Adapting to Geopolitical and Macroeconomic Pressures
In 2025, SMEs and corporates face geopolitical tensions (e.g., US policy shifts, trade frictions), macroeconomic challenges (e.g., uneven growth, rising financing costs), and sustainability hurdles (e.g., declining ESG inflows, greenwashing scrutiny). Opportunities lie in regulatory clarity (e.g., EU’s €580B budget) and private climate tech capital ($47B in 2024). Below are actionable steps to build resilience and transparency.
Actions for SMEs – SMEs, contribute 40–60% of emissions, face financing and data barriers amid disruptions.
| Action | Description | Why and How |
|---|---|---|
| Audit Supply Chains | Map suppliers for geopolitical risks | Cuts costs 10–20%; audit 2–3 suppliers quarterly. |
| Use Digital ESG Tools | Adopt standardized reporting. | Meets EU CSRD/SEC rules; train 1–2 staff via WBCSD. |
| Tap Blended Finance | Apply for grants or Sustainability Accelerators | Bridges funding gaps; target energy efficiency grants yearly. |
| Upskill for Green Tech | Train 20% of staff on renewables | Addresses talent gaps |
| Join Regional Networks | Engage alliances for risk-sharing. | Fosters innovation; attend 2–3 virtual events yearly. |
Actions for Corporates – Corporates navigate politicized ESG and scale transition plans, with sustainable bonds at $1T in 2025.
| Action | Description | Why and How |
|---|---|---|
| Scenario-Based Plans | Model risks (e.g., US subsidy cuts) | Aligns with EU’s €580B budget; review biannually. |
| Strengthen ESG Data | Implement consistent reporting across regions. | Avoids greenwashing risks; integrate into ERP systems. |
| Issue Transition Bonds | Blend public-private capital for renewables. | Leverages green infrastructure benefits; shift 20% portfolio by 2026. |
| Audit Suppliers | Add ESG clauses; audit 50% of Tier 1 suppliers yearly. | Mitigates chain risks; use proven frameworks. |
| Form Alliances | Collaborate via WEF/CGI to shape US-EU standards. | Counters backlash; host 1–2 roundtables on biodiversity. |
SMEs vs.

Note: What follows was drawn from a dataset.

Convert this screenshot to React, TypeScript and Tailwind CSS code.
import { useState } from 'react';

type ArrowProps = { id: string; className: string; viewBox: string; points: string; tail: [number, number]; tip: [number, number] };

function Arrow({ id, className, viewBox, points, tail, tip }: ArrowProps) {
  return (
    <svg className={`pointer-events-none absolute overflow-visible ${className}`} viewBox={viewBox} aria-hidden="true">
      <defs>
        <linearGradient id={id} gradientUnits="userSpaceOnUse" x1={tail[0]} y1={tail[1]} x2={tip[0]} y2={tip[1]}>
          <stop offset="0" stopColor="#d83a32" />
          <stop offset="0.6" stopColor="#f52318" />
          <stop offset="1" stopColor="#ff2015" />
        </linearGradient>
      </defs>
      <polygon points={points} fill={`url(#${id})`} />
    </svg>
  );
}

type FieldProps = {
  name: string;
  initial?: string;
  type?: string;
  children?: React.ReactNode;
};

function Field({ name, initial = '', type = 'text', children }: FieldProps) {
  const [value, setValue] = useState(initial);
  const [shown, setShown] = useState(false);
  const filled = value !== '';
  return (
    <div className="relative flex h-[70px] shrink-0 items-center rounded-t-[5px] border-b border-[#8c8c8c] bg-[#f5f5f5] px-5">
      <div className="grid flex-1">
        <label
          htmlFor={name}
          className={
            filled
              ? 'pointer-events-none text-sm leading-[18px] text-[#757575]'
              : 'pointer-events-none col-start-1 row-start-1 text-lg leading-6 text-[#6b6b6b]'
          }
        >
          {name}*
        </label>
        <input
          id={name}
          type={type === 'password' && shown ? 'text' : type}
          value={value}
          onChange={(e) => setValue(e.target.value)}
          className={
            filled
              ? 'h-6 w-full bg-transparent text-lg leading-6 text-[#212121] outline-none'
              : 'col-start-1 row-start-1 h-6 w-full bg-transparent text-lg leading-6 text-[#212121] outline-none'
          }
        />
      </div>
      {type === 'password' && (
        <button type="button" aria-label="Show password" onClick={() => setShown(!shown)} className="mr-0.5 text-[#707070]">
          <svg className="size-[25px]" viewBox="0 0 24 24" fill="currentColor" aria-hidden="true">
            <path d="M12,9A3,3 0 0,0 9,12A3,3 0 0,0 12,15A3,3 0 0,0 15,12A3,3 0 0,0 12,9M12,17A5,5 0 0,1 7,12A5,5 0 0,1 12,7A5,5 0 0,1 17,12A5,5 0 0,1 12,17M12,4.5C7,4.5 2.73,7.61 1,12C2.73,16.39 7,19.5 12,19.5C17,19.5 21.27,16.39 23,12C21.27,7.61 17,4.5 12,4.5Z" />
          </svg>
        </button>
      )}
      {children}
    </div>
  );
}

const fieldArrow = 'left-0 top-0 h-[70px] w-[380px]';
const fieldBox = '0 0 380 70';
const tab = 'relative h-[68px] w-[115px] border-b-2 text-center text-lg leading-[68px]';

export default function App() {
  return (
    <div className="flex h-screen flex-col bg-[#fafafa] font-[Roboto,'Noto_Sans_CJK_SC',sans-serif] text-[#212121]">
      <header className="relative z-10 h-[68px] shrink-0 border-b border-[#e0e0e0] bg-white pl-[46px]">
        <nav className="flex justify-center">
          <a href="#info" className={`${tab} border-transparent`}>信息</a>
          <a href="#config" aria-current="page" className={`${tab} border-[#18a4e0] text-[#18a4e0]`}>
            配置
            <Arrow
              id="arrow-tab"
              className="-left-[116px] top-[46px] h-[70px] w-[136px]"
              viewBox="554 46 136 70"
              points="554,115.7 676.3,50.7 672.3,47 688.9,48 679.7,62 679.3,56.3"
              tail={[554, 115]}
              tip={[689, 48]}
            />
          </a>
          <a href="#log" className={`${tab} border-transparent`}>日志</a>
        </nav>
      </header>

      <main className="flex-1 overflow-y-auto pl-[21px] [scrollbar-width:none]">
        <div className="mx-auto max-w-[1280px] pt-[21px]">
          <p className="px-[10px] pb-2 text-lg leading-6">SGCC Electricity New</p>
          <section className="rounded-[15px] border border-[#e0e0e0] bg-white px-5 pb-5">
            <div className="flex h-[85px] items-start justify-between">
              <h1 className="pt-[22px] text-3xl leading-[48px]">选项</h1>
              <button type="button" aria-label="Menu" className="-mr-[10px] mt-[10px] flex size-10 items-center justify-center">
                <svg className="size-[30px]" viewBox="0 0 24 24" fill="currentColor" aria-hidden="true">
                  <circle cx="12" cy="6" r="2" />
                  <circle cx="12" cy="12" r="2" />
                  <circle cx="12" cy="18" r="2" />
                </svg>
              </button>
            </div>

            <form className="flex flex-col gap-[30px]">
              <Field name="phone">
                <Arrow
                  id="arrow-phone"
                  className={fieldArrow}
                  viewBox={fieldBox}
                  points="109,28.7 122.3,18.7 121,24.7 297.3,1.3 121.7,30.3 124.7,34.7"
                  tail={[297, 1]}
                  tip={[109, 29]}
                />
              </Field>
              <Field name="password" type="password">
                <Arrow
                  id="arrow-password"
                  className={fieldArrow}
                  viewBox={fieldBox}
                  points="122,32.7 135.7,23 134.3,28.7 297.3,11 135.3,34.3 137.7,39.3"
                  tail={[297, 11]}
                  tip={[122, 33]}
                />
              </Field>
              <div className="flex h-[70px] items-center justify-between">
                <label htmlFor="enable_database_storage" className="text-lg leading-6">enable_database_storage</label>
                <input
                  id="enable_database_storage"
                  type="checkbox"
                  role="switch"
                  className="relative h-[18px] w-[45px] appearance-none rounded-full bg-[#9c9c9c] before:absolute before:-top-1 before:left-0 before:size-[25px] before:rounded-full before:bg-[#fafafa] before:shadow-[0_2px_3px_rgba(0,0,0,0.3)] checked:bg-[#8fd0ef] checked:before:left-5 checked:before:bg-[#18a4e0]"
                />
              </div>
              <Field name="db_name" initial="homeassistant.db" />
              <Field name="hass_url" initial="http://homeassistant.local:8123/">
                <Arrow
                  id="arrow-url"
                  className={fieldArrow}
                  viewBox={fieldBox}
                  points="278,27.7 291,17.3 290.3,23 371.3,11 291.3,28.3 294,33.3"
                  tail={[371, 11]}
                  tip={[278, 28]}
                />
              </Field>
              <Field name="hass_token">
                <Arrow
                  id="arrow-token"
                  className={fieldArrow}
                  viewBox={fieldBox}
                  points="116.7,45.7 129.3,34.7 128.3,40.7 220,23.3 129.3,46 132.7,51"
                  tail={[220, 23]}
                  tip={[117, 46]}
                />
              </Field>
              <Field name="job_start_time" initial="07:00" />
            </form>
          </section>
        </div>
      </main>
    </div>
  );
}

Corporates
- SMEs: Focus on low-cost audits, grants, and networks for cash flow stability.
- Corporates: Prioritize tech investments, bonds, and policy advocacy for scale.

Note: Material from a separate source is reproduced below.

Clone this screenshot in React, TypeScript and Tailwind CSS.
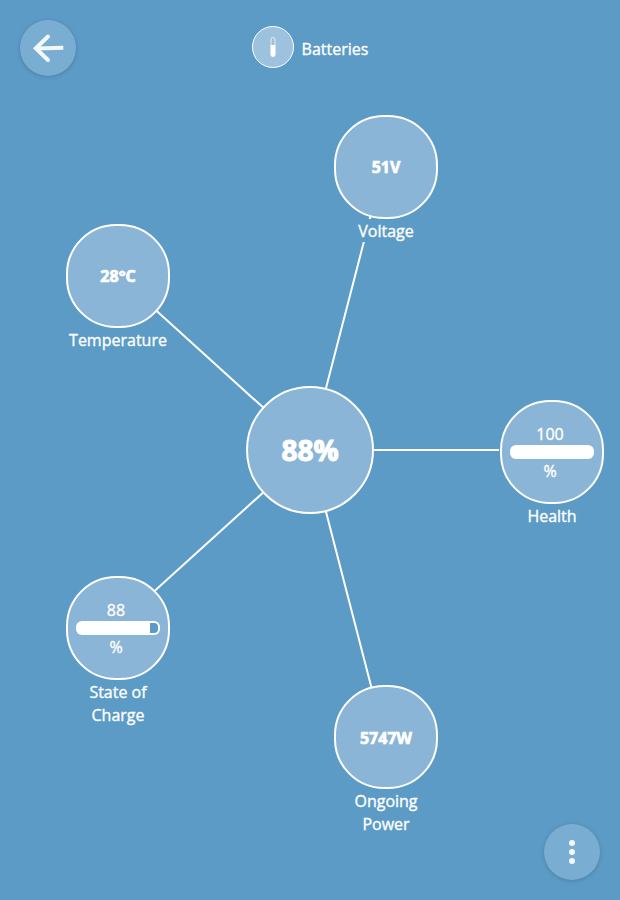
import type { ReactNode } from "react";

function Node({ place, label, children }: { place: string; label: string; children: ReactNode }) {
  return (
    <div className={`absolute flex w-[104px] flex-col items-center ${place}`}>
      <div className="flex h-[104px] w-[104px] flex-col items-center justify-center rounded-[50px] border-2 border-white bg-[#8ab5d7]">
        {children}
      </div>
      <div className="bg-[#5c9bc6] text-center text-[16px] leading-[23px]">
        <span className="block translate-y-px">{label}</span>
      </div>
    </div>
  );
}

function Value({ children }: { children: ReactNode }) {
  return <span className="text-[16px] leading-[23px] font-bold [-webkit-text-stroke:0.7px_white]">{children}</span>;
}

function Meter({ value }: { value: number }) {
  return (
    <div className="flex w-[84px] flex-col items-center">
      <span className="mr-1 h-[23px] translate-y-px text-[16px] leading-[23px]">{value}</span>
      <div className="flex h-[14px] w-[84px] justify-end rounded-[6px] bg-white p-[2px]">
        {value < 100 && (
          <div className="rounded-r-[4px] bg-[#5c9bc6]" style={{ width: Math.round(84 * (1 - value / 100)) - 2 }} />
        )}
      </div>
      <span className="mr-1 h-[23px] translate-y-px text-[16px] leading-[23px]">%</span>
    </div>
  );
}

export default function App() {
  return (
    <main className="relative h-[900px] w-[620px] overflow-hidden bg-[#5c9bc6] font-['Open_Sans',sans-serif] text-white [-webkit-text-stroke:0.35px_white]">
      <header className="flex h-[94px] items-start justify-center pt-[26px]">
        <div className="flex items-center gap-2">
          <div className="flex h-[42px] w-[42px] items-center justify-center rounded-full border border-white bg-[#9dc2dd]">
            <svg width="8" height="22" viewBox="0 0 8 22">
              <rect x="2" y="1.5" width="4" height="19" rx="2" fill="none" stroke="#fff" strokeOpacity=".7" />
              <path d="M1.7 9h4.6v9.5a2.3 2.3 0 0 1-4.6 0z" fill="#fff" />
            </svg>
          </div>
          <h1 className="mt-1 text-[16px] leading-[23px]">Batteries</h1>
        </div>
      </header>
      <button className="absolute top-5 left-5 flex h-14 w-14 items-center justify-center rounded-full bg-[#7aadd2] shadow-[0_1px_4px_rgba(0,0,0,0.18)]">
        <svg width="36" height="36" viewBox="0 0 36 36" fill="none" stroke="#f3f8fc" strokeWidth="4">
          <path d="M18 6.5 5.8 18.2 18 30" strokeLinecap="round" />
          <path d="m6 18.4 27.3-.6" />
        </svg>
      </button>

      <svg className="absolute inset-0" width="620" height="900" stroke="#fff" strokeWidth="2">
        <path d="M310 450 377 191M310 450H499M310 450 377 709M310 450 133 289.5M310 450 133 610.5" />
      </svg>
      <Node place="left-[334px] top-[115px]" label="Voltage"><Value>51V</Value></Node>
      <Node place="left-[66px] top-[224px]" label="Temperature"><Value>28°C</Value></Node>
      <Node place="left-[500px] top-[400px]" label="Health"><Meter value={100} /></Node>
      <Node place="left-[66px] top-[576px]" label="State of Charge"><Meter value={88} /></Node>
      <Node place="left-[334px] top-[685px]" label="Ongoing Power">
        <div className="pt-0.5"><Value>5747W</Value></div>
      </Node>
      <div className="absolute top-[386px] left-[246px] flex h-32 w-32 items-center justify-center rounded-full border-2 border-white bg-[#8ab5d7] text-[28px] font-bold [-webkit-text-stroke:1.1px_white]">
        88%
      </div>

      <button className="absolute right-5 bottom-5 flex h-14 w-14 flex-col items-center justify-center gap-[3px] rounded-full bg-[#7aadd2] shadow-[0_1px_4px_rgba(0,0,0,0.18)]">
        <i className="h-1.5 w-1.5 rounded-full bg-[#f3f8fc]" />
        <i className="h-1.5 w-1.5 rounded-full bg-[#f3f8fc]" />
        <i className="h-1.5 w-1.5 rounded-full bg-[#f3f8fc]" />
      </button>
    </main>
  );
}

- Shared Goal: Turn volatility into opportunity, with adaptation investments yielding 14:1 ROI.
Disclaimer
This publication is for informational purposes only and is not financial, investment, legal, tax, or other professional advice. It is not intended to distribute, market, advertise, promote, or recommend any financial product, investment strategy, ESG fund, or sustainable investment opportunity. Nothing in this publication should be interpreted as an offer, solicitation, inducement, forecast, or recommendation to buy, sell, or hold any financial product or to adopt any investment strategy.
Any commentary relating to ESG, sustainable finance, impact investing, or market performance is of a general nature only and does not consider the objectives, financial situation, or needs of any individual or organisation. References to potential outcomes, benefits, performance, or future expectations are illustrative only and must not be relied upon as an indication of likely results. Past performance and historical trends are not reliable indicators of future performance.
Readers should obtain independent professional advice from a licensed financial adviser or other appropriately qualified professional before making any financial or investment decisions. To the fullest extent permitted by law, no liability is accepted for any loss or damage arising from reliance on this publication.